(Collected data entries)
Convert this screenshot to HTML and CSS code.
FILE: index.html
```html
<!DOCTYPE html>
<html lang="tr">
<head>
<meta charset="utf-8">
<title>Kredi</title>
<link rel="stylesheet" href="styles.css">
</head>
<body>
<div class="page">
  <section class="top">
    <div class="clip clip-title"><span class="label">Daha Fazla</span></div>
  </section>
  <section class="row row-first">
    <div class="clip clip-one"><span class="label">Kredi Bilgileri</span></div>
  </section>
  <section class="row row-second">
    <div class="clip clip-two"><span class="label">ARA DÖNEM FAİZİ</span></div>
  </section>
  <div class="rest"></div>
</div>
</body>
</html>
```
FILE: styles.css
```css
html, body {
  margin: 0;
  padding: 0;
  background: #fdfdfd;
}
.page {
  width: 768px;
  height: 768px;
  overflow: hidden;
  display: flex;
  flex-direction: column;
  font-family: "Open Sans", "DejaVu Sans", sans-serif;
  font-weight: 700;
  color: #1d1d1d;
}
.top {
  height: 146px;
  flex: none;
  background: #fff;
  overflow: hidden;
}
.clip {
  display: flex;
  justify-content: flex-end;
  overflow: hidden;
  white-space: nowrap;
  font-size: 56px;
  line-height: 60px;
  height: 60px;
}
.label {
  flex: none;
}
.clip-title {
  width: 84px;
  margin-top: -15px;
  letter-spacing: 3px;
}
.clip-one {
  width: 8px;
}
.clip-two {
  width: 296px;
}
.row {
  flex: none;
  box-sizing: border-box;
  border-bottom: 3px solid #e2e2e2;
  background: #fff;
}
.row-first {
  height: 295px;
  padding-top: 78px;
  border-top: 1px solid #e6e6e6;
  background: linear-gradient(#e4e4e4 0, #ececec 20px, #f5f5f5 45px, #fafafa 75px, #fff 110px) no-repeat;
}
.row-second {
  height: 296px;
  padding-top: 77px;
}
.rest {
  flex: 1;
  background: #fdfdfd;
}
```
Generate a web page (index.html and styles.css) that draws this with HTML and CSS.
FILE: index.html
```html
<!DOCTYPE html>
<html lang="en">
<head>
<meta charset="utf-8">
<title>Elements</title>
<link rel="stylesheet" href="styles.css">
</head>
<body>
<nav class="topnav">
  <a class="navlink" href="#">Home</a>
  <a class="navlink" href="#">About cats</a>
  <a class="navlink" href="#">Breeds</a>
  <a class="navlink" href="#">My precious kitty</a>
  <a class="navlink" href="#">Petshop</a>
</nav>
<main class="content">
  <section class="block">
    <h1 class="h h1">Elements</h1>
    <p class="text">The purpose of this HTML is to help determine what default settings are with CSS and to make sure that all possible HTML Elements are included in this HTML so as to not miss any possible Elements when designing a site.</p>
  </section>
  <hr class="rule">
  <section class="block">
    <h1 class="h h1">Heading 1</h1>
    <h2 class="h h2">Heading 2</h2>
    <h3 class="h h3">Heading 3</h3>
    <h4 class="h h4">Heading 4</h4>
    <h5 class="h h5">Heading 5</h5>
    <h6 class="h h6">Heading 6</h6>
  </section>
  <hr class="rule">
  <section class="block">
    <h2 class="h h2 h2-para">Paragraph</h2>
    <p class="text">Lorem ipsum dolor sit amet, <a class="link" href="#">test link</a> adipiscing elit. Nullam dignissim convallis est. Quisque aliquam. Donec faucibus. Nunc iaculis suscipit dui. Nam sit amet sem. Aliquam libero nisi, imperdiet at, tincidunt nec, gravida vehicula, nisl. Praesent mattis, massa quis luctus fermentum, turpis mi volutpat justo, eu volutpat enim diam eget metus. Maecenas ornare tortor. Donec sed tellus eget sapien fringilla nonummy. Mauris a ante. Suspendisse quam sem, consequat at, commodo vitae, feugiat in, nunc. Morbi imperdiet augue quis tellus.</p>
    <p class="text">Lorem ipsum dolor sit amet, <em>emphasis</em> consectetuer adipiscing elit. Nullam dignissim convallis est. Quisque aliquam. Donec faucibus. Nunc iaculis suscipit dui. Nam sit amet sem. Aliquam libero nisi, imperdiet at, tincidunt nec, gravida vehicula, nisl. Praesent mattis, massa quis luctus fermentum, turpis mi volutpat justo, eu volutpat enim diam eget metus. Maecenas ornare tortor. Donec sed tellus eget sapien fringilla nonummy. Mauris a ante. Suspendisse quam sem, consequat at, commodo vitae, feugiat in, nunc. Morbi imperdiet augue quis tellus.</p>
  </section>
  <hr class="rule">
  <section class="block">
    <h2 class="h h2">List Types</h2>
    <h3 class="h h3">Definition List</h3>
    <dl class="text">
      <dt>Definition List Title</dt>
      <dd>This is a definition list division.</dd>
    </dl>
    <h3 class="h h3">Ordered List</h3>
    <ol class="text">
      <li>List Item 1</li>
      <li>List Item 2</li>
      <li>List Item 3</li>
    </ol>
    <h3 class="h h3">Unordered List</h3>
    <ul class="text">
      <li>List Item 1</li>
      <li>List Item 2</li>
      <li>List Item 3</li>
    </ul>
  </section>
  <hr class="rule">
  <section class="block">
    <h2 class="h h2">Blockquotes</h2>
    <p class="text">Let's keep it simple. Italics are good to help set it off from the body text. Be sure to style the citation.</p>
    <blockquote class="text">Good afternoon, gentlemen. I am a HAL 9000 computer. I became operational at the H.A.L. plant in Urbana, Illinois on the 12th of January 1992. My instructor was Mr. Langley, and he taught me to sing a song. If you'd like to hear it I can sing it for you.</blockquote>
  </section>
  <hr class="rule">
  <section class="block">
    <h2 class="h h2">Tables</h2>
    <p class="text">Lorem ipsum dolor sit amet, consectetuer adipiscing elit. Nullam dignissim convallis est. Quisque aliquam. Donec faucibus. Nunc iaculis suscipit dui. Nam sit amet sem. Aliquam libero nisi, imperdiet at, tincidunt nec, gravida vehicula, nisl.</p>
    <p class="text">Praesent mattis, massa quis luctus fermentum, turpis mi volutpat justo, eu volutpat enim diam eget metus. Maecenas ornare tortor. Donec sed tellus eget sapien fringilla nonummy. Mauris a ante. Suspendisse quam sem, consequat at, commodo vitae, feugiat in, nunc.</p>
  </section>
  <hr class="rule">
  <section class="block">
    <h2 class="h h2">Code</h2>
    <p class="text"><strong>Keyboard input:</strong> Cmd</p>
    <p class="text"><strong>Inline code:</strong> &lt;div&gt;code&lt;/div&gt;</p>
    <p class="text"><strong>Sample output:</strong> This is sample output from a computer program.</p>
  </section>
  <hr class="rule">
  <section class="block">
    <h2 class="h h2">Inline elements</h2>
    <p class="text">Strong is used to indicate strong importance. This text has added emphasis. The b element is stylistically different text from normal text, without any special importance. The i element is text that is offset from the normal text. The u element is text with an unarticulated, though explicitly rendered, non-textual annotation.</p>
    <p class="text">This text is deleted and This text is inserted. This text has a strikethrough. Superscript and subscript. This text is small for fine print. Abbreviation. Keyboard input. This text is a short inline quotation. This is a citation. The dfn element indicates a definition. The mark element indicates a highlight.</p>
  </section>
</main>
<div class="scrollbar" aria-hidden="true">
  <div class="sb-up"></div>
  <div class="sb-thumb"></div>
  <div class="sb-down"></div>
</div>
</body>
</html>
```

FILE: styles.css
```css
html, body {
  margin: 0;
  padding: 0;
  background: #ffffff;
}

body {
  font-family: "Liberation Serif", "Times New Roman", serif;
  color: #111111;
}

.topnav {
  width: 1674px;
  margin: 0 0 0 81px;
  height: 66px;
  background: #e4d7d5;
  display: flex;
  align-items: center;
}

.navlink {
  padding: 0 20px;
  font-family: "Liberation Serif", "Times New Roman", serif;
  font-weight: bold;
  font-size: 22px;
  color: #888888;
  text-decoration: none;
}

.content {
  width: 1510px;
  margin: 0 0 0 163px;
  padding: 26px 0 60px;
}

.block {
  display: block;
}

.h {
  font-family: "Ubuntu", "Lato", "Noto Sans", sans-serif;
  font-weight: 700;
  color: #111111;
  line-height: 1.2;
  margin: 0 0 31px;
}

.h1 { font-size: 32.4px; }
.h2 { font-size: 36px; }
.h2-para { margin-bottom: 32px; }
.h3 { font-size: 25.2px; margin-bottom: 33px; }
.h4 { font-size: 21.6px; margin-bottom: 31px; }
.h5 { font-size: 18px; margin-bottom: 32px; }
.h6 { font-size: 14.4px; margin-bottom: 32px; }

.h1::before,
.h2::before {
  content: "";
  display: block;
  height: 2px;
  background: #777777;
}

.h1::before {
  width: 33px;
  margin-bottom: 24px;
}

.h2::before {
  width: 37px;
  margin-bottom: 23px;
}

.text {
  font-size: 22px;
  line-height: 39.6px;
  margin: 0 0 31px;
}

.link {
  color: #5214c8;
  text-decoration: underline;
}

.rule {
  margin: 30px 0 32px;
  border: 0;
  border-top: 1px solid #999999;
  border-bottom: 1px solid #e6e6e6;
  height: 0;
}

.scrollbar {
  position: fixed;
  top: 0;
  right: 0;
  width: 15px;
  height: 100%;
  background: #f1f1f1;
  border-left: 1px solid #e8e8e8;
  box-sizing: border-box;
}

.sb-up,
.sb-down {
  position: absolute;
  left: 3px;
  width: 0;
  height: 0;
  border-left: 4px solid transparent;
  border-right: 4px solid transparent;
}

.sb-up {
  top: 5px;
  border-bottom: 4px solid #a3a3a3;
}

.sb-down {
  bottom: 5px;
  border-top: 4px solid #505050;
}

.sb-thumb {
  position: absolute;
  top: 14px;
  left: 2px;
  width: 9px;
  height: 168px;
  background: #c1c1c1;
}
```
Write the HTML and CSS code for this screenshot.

**REQUIRED TASK**:
Pick out every line with the string "page" and copy it.

**ANSWER TO THIS EXERCISE**:
<div class="page">
.page {
Generate a web page (index.html and styles.css) that draws this with HTML and CSS.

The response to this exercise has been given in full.